During the afternoon a former Bangor Uni Footballer joined us (who doesn’t have anything to do with the Old Boys normally. He favours his brother’s hockey lot). Mr Vernon (AKA Neville) was a continuing source of entertainment. He simply could not adhere to any of the rules, [*written rule deleted by Eds – 2 fingers Mr Chairman!!!], missing his turn at coin-stack killer and other amounts of ridiculousness. He eventually had to call it a day and sloped away shamed by the Old Boys.

Gap in play with Mr Chairman allowing all to go for food. Many said he was crazy and he could not get them back together after. How wrong they were. With the help of his new mentor (Scorch), Mr Chairman gathered the Old Boys back in the Globe for a bit more debauchery.

Into the evening and Mr Chairman really wanted to bring back the evening singing and games that used to occur. However, the call of Paddy’s karaoke was too great for addicts like Mr “Elvis” Jones and the group was split. Mr Chairman took the younger Old Boys, current students and new generation Old Boys to the Belle Vue for some absolute madness.

Finding a nice little space outside, the boys began.
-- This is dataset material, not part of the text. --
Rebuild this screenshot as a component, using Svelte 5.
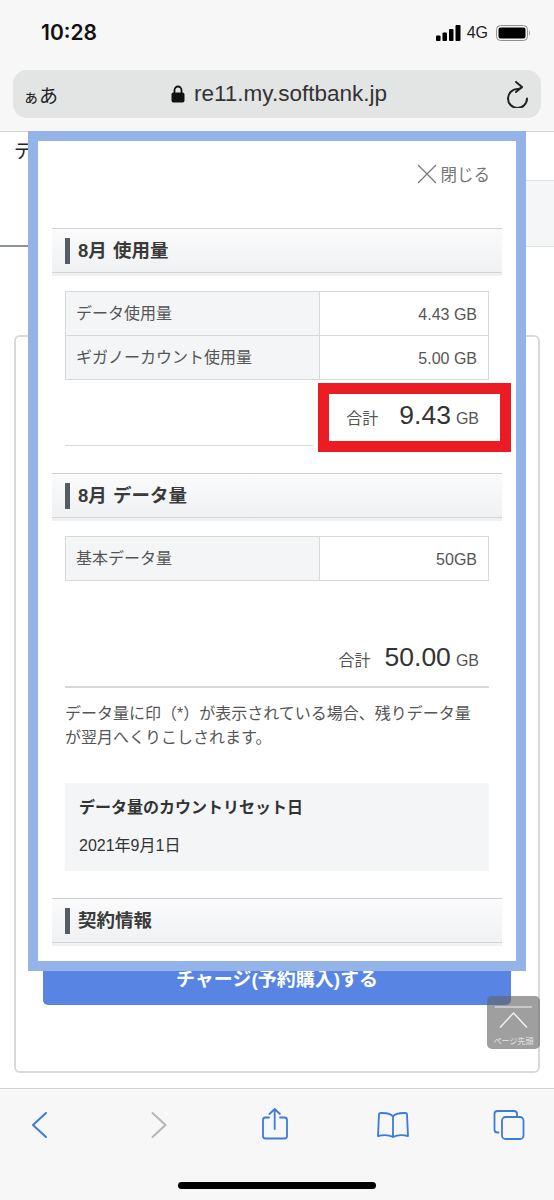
<script lang="ts">
  const usageRows = [
    { label: 'データ使用量', value: '4.43 GB' },
    { label: 'ギガノーカウント使用量', value: '5.00 GB' },
  ];
  const dataRows = [{ label: '基本データ量', value: '50GB' }];
</script>

<div class="screen">
  <header class="chrome">
    <div class="status">
      <span class="time">10:28</span>
      <div class="status-right">
        <svg class="signal" width="25" height="16" viewBox="0 0 25 16" fill="#000">
          <rect x="0" y="10.5" width="4.5" height="5.5" rx="1" />
          <rect x="6.5" y="7.5" width="4.5" height="8.5" rx="1" />
          <rect x="13" y="4" width="4.5" height="12" rx="1" />
          <rect x="19.5" y="0" width="5" height="16" rx="1" />
        </svg>
        <span class="network">4G</span>
        <svg class="battery" width="34" height="16" viewBox="0 0 34 16">
          <rect x="0.5" y="0.5" width="31" height="15" rx="4" fill="none" stroke="#8e8e8e" />
          <rect x="2.5" y="2.5" width="27" height="11" rx="2" fill="#000" />
          <path d="M33 5.5c1 .5 1 4.500 0 5z" fill="#8e8e8e" />
        </svg>
      </div>
    </div>
    <div class="urlbar">
      <span class="aa"><small>ぁ</small>あ</span>
      <div class="address">
        <svg width="14" height="18" viewBox="0 0 14 18">
          <path d="M3.500 8V5a3.500 3.500 0 0 1 7 0v3" fill="none" stroke="#111" stroke-width="1.800" />
          <rect x="0.500" y="7.500" width="13" height="10" rx="2" fill="#111" />
        </svg>
        <span>re11.my.softbank.jp</span>
      </div>
      <svg class="reload" width="21" height="28" viewBox="0 0 21 28" fill="none" stroke="#222" stroke-width="2" stroke-linecap="round" stroke-linejoin="round">
        <path d="M14.500 7.500Q12.500 9 11 9A9.500 9.500 0 1 0 20 18.500" />
        <path d="M9 2l6 5-6 5" />
      </svg>
    </div>
  </header>

  <main class="page">
    <p class="page-title">データ</p>
    <div class="tabs">
      <div class="tab-current"></div>
      <div class="tab-other"></div>
    </div>
    <section class="card">
      <button class="charge">チャージ(予約購入)する</button>
    </section>

    <div class="to-top">
      <svg width="37" height="28" viewBox="0 0 37 28" fill="none" stroke="#f1f1f1">
        <path d="M0 1h37" stroke-width="1" />
        <path d="M5 21.500L18.500 7 32 21.500" stroke-width="1.500" />
      </svg>
      <span>ページ先頭</span>
    </div>
  </main>

  <footer class="toolbar">
    <div class="tools">
      <svg width="40" height="32" viewBox="0 0 40 32" fill="none" stroke="#3a7bdc" stroke-width="2" stroke-linecap="round" stroke-linejoin="round">
        <path d="M27 5L14 17l13 12" />
      </svg>
      <svg width="40" height="32" viewBox="0 0 40 32" fill="none" stroke="#b4b6b8" stroke-width="2" stroke-linecap="round" stroke-linejoin="round">
        <path d="M15.500 5l13 12-13 12" />
      </svg>
      <svg width="40" height="32" viewBox="0 0 40 32" fill="none" stroke="#3a7bdc" stroke-width="1.800" stroke-linecap="round" stroke-linejoin="round">
        <path d="M15 9.500h-3.500a2.500 2.500 0 0 0-2.500 2.500v16a2.500 2.500 0 0 0 2.500 2.500h19a2.500 2.500 0 0 0 2.500-2.500V12a2.500 2.500 0 0 0-2.500-2.500H26" />
        <path d="M20.700 21V1M15.500 6l5.200-5 5.200 5" />
      </svg>
      <svg width="40" height="32" viewBox="0 0 40 32" fill="none" stroke="#3a7bdc" stroke-width="1.800" stroke-linecap="round" stroke-linejoin="round">
        <path d="M21 8.500C19 5.500 15 4.800 8.500 5c-1 0-1.500.6-1.500 1.500L6 28c5-1.200 11-1.200 15 1 4-2.200 10-2.200 15 -1L35 6.500C35 5.600 34.500 5 33.500 5 27 4.800 23 5.500 21 8.500zV29" />
      </svg>
      <svg width="40" height="32" viewBox="0 0 40 32" fill="none" stroke="#3a7bdc" stroke-width="1.800" stroke-linecap="round" stroke-linejoin="round">
        <path d="M9.500 24.500H8.500A3 3 0 0 1 5.500 21.500V6A3 3 0 0 1 8.500 3H25A3 3 0 0 1 28 6V8.500" />
        <rect x="13" y="9" width="21.500" height="22" rx="3.500" />
      </svg>
    </div>
    <div class="home-bar"></div>
  </footer>

  <div class="modal">
    <div class="close">
      <svg width="20" height="20" viewBox="0 0 20 20" stroke="#777" stroke-width="1.200" fill="none">
        <path d="M1 1l18 18M19 1L1 19" />
      </svg>
      <span>閉じる</span>
    </div>

    <h2 class="heading"><span>8月 使用量</span></h2>
    <table class="rows">
      <tbody>
        {#each usageRows as row}
          <tr><th>{row.label}</th><td>{row.value}</td></tr>
        {/each}
      </tbody>
    </table>
    <div class="total first">
      <span class="total-label">合計</span>
      <span class="total-value">9.43</span>
      <span class="total-unit">GB</span>
      <div class="highlight"></div>
    </div>

    <h2 class="heading"><span>8月 データ量</span></h2>
    <table class="rows">
      <tbody>
        {#each dataRows as row}
          <tr><th>{row.label}</th><td>{row.value}</td></tr>
        {/each}
      </tbody>
    </table>
    <div class="total second">
      <span class="total-label">合計</span>
      <span class="total-value">50.00</span>
      <span class="total-unit">GB</span>
    </div>

    <p class="note">データ量に印（*）が表示されている場合、残りデータ量が翌月へくりこしされます。</p>

    <div class="reset">
      <strong>データ量のカウントリセット日</strong>
      <span>2021年9月1日</span>
    </div>

    <h2 class="heading"><span>契約情報</span></h2>
  </div>
</div>

<style>
  :global(body) {
    margin: 0;
    background: #fff;
  }

  .screen {
    position: relative;
    width: 554px;
    height: 1200px;
    display: flex;
    flex-direction: column;
    overflow: hidden;
    font-family: "Liberation Sans", "Noto Sans CJK JP", sans-serif;
    color: #333;
  }

  .chrome {
    height: 132px;
    box-sizing: border-box;
    background: #f7f7f7;
    border-bottom: 1px solid #d2d3d4;
    flex: none;
  }

  .status {
    height: 70px;
    box-sizing: border-box;
    padding: 25px 24px 0 41px;
    display: flex;
    justify-content: space-between;
    align-items: flex-start;
  }

  .time {
    font-family: Inter, sans-serif;
    font-weight: 600;
    font-size: 21px;
    line-height: 16px;
    color: #111;
  }

  .status-right {
    display: flex;
    align-items: center;
    gap: 6px;
  }

  .network {
    font-size: 16px;
    line-height: 16px;
    color: #222;
    margin-right: 2px;
  }

  .urlbar {
    height: 48px;
    margin: 0 13px;
    padding: 0 13px 0 10px;
    background: #e3e4e4;
    border-radius: 14px;
    display: flex;
    align-items: center;
    justify-content: space-between;
  }

  .aa {
    font-size: 19px;
    color: #222;
  }

  .aa small {
    font-size: 16px;
  }

  .address {
    display: flex;
    align-items: center;
    gap: 9px;
    margin-right: 7px;
    font-size: 22.500px;
    color: #333;
  }

  .page {
    position: relative;
    flex: 1;
    padding-top: 7px;
    min-height: 0;
  }

  .page-title {
    margin: 0 0 15px 14px;
    font-size: 19px;
    line-height: 26px;
    color: #222;
  }

  .tabs {
    height: 67px;
    display: flex;
  }

  .tab-current {
    flex: 1;
    border-bottom: 2px solid #8b949c;
  }

  .tab-other {
    flex: 1;
    background: #f5f6f7;
    border-top: 1px solid #dfe0e1;
    border-bottom: 1px solid #dfe0e1;
  }

  .card {
    height: 738px;
    box-sizing: border-box;
    margin: 88px 14px 0;
    padding: 0 27px 66px;
    border: 2px solid #d9d9d9;
    border-radius: 6px;
    display: flex;
    flex-direction: column;
    justify-content: flex-end;
  }

  .charge {
    height: 52px;
    padding: 0 0 4px;
    border: none;
    border-radius: 5px;
    background: #5884e4;
    color: #fff;
    font: bold 19px "Liberation Sans", "Noto Sans CJK JP", sans-serif;
  }

  .to-top {
    position: absolute;
    top: 864px;
    left: 487px;
    width: 53px;
    height: 53px;
    box-sizing: border-box;
    padding-top: 10px;
    border-radius: 5px;
    background: rgba(100, 100, 100, 0.62);
    display: flex;
    flex-direction: column;
    align-items: center;
    color: #e8e8e8;
    font-size: 8px;
  }

  .to-top span {
    line-height: 12px;
    margin-top: 2px;
    white-space: nowrap;
  }

  .toolbar {
    height: 112px;
    box-sizing: border-box;
    flex: none;
    background: #f7f7f7;
    border-top: 1px solid #d2d3d4;
    padding-top: 19px;
  }

  .tools {
    display: flex;
    justify-content: space-between;
    padding: 0 25px 0 19px;
  }

  .tools svg {
    display: block;
  }

  .home-bar {
    width: 198px;
    height: 7px;
    margin: 42px auto 0;
    border-radius: 4px;
    background: #000;
  }

  .modal {
    position: absolute;
    top: 131px;
    left: 28px;
    width: 498px;
    height: 840px;
    box-sizing: border-box;
    border: 10px solid #93b3e9;
    background: #fff;
    overflow: hidden;
  }

  .close {
    height: 24px;
    margin: 21px 26px 42px 0;
    display: flex;
    justify-content: flex-end;
    align-items: center;
    gap: 4px;
    font-size: 16.500px;
    color: #777;
  }

  .heading {
    height: 48px;
    box-sizing: border-box;
    margin: 0 14px;
    padding-bottom: 3px;
    border-top: 1px solid #cfd2d5;
    display: flex;
    align-items: center;
    padding-left: 13px;
    background:
      linear-gradient(#d3d5d8, #d3d5d8) 0 calc(100% - 3px) / 100% 1px no-repeat,
      linear-gradient(#f0f1f2, #f0f1f2) 0 100% / 100% 3px no-repeat,
      linear-gradient(#fbfbfc, #eef0f2);
    font-size: 18.500px;
    font-weight: bold;
    color: #3a3a3a;
  }

  .heading span {
    border-left: 5px solid #565c64;
    padding-left: 8px;
    line-height: 26px;
    word-spacing: 1px;
  }

  .rows {
    width: 424px;
    margin: 15px 27px 0;
    border-collapse: collapse;
    table-layout: fixed;
    font-size: 16px;
    color: #555;
  }

  .rows th,
  .rows td {
    height: 44px;
    box-sizing: border-box;
    padding: 0 11px;
    border: 1px solid #d6d8da;
    font-weight: normal;
  }

  .rows th {
    width: 254px;
    padding: 0 0 3px 10px;
    text-align: left;
    background: #f4f5f7;
  }

  .rows td {
    padding-top: 3px;
    text-align: right;
  }

  .total {
    position: relative;
    box-sizing: border-box;
    margin: 0 27px;
    padding-right: 10px;
    display: flex;
    justify-content: flex-end;
    align-items: baseline;
    border-bottom: 1px solid #d6d8da;
    color: #555;
  }

  .total.first {
    padding-top: 20px;
    height: 66px;
    gap: 5px;
    margin-bottom: 27px;
  }

  .total.first .total-label {
    margin-right: 16px;
  }

  .total.second {
    padding-top: 61px;
    height: 107px;
    border-bottom-width: 2px;
    gap: 5px;
  }

  .total.second .total-label {
    margin-right: 9px;
  }

  .total-label {
    font-size: 16px;
  }

  .total-value {
    font-size: 26.500px;
    color: #333;
  }

  .total-unit {
    font-size: 16px;
  }

  .highlight {
    position: absolute;
    top: 3px;
    left: 253px;
    width: 193px;
    height: 69px;
    box-sizing: border-box;
    border: 11px solid #ec1c24;
    box-shadow: -5px 0 0 #fff;
  }

  .note {
    margin: 14px 32px 33px 27px;
    font-size: 16px;
    line-height: 24px;
    color: #555;
  }

  .reset {
    height: 88px;
    box-sizing: border-box;
    margin: 0 27px 27px;
    padding: 14px 14px 0;
    background: #f4f5f7;
    display: flex;
    flex-direction: column;
    gap: 16px;
    font-size: 16px;
    line-height: 22px;
    color: #333;
  }
</style>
Chicago’s, Sunshine Mountain, Father Abraham and Yogi Bear to name just a few of the songs that were belted out. Of course who could forget the superbly written Old Boys Anthem? Massive thanks to Scorch for that. Continuing in the true spirit, there was an abundance of nakedness and drinking, with fines handed out appropriately, luckily though, no-one fell through any roofs!

Meanwhile, there was another Old Boys tradition happening with many of the ‘older’ generation. Karaoke at Paddy’s, always a great night and a wonderful way to finish a brilliant weekend. So, justly, Mr Chairman and the Belle Vue crew headed to join the rest of them to see out the weekend in style.
Goodbyes were said and the Old Boys went their separate ways back to the normality of everyday life. Till next year.

Huge thanks to all of those involved in making the weekend what it is. I don’t specifically want to name names in fear of missing and offending people, but we all know who they are and we are all indebted to you.